■ SHORT PROBLEM ■
How many lines in this material include the string "html"? Answer with the number and nothing further.

┄┄┄┄┄┄

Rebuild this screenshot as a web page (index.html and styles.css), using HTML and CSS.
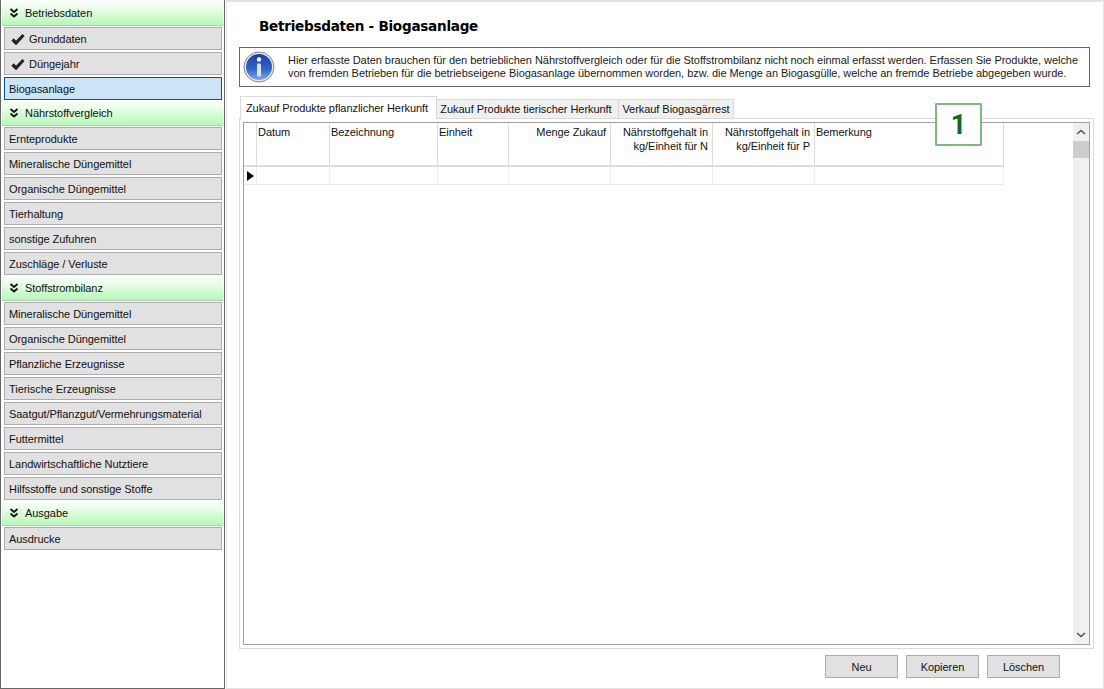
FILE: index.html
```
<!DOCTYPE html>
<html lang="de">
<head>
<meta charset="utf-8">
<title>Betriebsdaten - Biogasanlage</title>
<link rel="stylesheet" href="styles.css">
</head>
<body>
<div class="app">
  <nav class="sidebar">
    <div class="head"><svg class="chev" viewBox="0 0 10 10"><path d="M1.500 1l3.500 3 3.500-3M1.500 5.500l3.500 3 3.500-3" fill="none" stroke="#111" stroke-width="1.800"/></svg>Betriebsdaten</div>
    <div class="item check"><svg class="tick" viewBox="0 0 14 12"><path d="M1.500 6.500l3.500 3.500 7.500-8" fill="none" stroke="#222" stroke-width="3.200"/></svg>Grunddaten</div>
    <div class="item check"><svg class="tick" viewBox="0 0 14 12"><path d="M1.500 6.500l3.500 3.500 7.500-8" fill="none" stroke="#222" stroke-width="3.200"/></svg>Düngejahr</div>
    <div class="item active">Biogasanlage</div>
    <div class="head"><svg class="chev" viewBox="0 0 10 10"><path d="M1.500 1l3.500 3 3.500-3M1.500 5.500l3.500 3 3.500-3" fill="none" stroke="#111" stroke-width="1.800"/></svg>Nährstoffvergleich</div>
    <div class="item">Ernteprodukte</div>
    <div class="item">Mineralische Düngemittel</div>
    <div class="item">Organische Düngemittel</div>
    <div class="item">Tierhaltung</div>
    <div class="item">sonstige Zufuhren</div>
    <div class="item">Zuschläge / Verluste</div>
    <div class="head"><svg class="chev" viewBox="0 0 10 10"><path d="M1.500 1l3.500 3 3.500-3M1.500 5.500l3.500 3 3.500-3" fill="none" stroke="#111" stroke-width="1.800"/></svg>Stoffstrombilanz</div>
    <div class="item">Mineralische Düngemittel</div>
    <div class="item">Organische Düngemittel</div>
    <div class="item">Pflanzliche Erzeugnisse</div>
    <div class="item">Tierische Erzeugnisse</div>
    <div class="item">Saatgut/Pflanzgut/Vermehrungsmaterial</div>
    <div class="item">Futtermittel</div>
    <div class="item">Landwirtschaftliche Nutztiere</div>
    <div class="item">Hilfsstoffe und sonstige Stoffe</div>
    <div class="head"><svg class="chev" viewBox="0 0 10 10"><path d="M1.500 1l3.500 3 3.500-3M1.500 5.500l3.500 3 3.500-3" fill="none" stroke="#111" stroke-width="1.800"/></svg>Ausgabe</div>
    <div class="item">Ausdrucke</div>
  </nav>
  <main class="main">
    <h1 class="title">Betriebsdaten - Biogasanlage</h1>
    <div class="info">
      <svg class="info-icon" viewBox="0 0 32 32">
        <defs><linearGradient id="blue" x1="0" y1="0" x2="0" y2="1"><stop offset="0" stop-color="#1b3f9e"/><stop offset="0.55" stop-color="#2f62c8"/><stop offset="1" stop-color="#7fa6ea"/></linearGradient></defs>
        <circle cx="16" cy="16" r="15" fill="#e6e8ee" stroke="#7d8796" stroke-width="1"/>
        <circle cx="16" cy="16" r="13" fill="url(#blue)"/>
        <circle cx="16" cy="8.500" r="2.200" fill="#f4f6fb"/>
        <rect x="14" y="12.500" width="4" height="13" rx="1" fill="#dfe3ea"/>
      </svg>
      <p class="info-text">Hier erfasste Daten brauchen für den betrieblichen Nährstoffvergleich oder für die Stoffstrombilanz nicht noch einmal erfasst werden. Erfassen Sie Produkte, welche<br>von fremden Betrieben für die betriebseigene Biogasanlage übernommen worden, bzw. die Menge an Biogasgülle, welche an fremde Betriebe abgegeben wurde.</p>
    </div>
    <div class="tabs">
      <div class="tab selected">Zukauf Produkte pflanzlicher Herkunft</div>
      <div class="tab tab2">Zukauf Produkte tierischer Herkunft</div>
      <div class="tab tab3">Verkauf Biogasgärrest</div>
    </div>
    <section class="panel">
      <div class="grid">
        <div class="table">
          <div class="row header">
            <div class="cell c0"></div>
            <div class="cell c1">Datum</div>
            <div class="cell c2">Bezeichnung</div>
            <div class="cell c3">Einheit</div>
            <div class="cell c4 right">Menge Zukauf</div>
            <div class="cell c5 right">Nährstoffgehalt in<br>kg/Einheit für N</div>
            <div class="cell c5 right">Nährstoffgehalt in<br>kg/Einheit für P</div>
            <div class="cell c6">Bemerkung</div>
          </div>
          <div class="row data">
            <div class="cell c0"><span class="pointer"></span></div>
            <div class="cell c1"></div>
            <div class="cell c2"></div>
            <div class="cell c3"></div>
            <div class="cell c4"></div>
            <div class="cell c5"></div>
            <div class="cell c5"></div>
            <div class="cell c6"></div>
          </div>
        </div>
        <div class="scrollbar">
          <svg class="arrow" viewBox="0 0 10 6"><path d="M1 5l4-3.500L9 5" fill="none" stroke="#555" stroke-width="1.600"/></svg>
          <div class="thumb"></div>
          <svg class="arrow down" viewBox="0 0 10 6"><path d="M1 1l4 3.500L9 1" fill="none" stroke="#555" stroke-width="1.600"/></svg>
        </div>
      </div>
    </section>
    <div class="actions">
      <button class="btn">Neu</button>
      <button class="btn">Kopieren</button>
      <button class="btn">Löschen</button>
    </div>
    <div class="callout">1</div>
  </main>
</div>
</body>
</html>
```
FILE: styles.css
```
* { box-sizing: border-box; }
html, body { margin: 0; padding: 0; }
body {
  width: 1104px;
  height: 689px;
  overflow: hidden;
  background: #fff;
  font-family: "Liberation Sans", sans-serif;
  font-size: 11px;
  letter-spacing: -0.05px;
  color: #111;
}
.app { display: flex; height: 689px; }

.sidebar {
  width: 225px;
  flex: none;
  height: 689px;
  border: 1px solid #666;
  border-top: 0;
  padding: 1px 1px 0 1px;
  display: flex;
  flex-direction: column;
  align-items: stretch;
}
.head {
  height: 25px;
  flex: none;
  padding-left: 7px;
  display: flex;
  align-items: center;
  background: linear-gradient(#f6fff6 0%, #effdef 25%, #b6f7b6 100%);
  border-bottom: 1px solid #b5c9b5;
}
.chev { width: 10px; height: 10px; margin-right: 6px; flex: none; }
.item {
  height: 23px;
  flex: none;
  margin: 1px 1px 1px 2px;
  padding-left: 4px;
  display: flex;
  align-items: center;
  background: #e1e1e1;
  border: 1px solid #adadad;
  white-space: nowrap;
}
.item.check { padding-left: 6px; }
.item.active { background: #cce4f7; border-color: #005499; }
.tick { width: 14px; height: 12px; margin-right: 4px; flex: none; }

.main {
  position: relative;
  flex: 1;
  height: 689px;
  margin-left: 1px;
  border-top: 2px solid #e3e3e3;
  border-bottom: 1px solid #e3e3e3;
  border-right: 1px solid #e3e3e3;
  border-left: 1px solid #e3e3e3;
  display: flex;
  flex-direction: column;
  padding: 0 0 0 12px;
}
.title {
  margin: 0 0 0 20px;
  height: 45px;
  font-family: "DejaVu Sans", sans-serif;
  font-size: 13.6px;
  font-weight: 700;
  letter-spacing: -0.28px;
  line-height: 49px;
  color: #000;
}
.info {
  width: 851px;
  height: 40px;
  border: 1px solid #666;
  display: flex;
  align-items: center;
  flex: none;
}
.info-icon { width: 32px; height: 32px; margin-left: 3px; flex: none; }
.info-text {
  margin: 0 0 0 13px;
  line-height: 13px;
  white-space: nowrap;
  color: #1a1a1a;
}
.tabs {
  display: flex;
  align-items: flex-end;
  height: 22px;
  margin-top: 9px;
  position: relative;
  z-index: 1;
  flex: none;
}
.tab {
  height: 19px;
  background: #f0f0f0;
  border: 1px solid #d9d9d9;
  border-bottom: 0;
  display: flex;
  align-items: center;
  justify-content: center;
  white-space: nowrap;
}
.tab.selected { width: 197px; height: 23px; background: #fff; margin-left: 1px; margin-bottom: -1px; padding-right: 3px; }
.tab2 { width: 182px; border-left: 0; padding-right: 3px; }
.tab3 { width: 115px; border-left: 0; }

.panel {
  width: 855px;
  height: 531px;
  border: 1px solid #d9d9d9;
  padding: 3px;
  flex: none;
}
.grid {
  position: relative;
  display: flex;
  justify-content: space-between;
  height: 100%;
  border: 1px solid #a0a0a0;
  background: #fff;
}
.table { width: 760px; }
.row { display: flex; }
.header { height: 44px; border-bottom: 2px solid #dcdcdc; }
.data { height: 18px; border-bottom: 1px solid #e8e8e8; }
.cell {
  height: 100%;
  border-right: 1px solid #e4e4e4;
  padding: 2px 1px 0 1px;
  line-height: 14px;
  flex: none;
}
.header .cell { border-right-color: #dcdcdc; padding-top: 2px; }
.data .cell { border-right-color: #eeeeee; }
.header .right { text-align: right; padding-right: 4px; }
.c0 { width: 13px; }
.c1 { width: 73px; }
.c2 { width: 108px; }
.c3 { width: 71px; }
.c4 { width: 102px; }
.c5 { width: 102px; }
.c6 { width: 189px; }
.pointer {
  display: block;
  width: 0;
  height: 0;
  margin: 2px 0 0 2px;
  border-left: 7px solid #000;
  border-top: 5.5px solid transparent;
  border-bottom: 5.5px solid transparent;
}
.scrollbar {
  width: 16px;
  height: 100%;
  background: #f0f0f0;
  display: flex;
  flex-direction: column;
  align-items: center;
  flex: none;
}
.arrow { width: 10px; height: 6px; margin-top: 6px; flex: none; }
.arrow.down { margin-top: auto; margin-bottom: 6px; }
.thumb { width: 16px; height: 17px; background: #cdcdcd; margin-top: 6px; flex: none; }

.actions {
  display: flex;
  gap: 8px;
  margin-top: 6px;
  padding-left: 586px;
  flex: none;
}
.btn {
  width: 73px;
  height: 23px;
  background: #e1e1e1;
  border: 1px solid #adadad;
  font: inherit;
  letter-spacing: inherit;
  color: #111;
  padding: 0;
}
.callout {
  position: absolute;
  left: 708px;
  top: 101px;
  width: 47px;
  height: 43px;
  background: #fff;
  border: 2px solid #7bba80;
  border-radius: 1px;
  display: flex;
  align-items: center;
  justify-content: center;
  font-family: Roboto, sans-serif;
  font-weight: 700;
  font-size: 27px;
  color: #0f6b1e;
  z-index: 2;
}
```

┄┄┄┄┄┄

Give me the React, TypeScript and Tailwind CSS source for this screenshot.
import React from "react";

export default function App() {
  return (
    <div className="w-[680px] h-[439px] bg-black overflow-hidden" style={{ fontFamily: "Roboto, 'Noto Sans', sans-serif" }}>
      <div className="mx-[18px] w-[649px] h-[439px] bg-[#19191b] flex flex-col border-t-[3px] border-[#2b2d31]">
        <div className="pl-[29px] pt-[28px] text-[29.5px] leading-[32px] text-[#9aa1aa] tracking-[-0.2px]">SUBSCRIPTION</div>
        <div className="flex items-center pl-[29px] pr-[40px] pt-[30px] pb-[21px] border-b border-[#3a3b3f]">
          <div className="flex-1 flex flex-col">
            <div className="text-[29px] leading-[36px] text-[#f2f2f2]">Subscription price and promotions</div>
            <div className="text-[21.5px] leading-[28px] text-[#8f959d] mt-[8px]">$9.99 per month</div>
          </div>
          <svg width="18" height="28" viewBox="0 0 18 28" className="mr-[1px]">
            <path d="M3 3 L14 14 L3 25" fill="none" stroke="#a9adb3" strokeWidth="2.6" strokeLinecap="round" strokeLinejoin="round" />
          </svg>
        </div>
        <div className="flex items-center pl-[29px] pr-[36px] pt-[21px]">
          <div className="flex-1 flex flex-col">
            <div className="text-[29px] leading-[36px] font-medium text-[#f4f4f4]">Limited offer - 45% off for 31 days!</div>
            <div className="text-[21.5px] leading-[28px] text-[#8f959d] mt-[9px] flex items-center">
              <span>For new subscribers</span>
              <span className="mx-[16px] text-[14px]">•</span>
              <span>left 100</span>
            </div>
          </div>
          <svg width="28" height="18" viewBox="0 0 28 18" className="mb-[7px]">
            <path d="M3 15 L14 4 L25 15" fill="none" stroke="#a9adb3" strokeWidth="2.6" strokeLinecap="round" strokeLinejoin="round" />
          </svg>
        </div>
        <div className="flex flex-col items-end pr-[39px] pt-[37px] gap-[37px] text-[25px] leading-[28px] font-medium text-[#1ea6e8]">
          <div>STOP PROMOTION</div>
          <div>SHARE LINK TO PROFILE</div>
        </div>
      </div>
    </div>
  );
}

┄┄┄┄┄┄

■ RESULT BELOW ■
6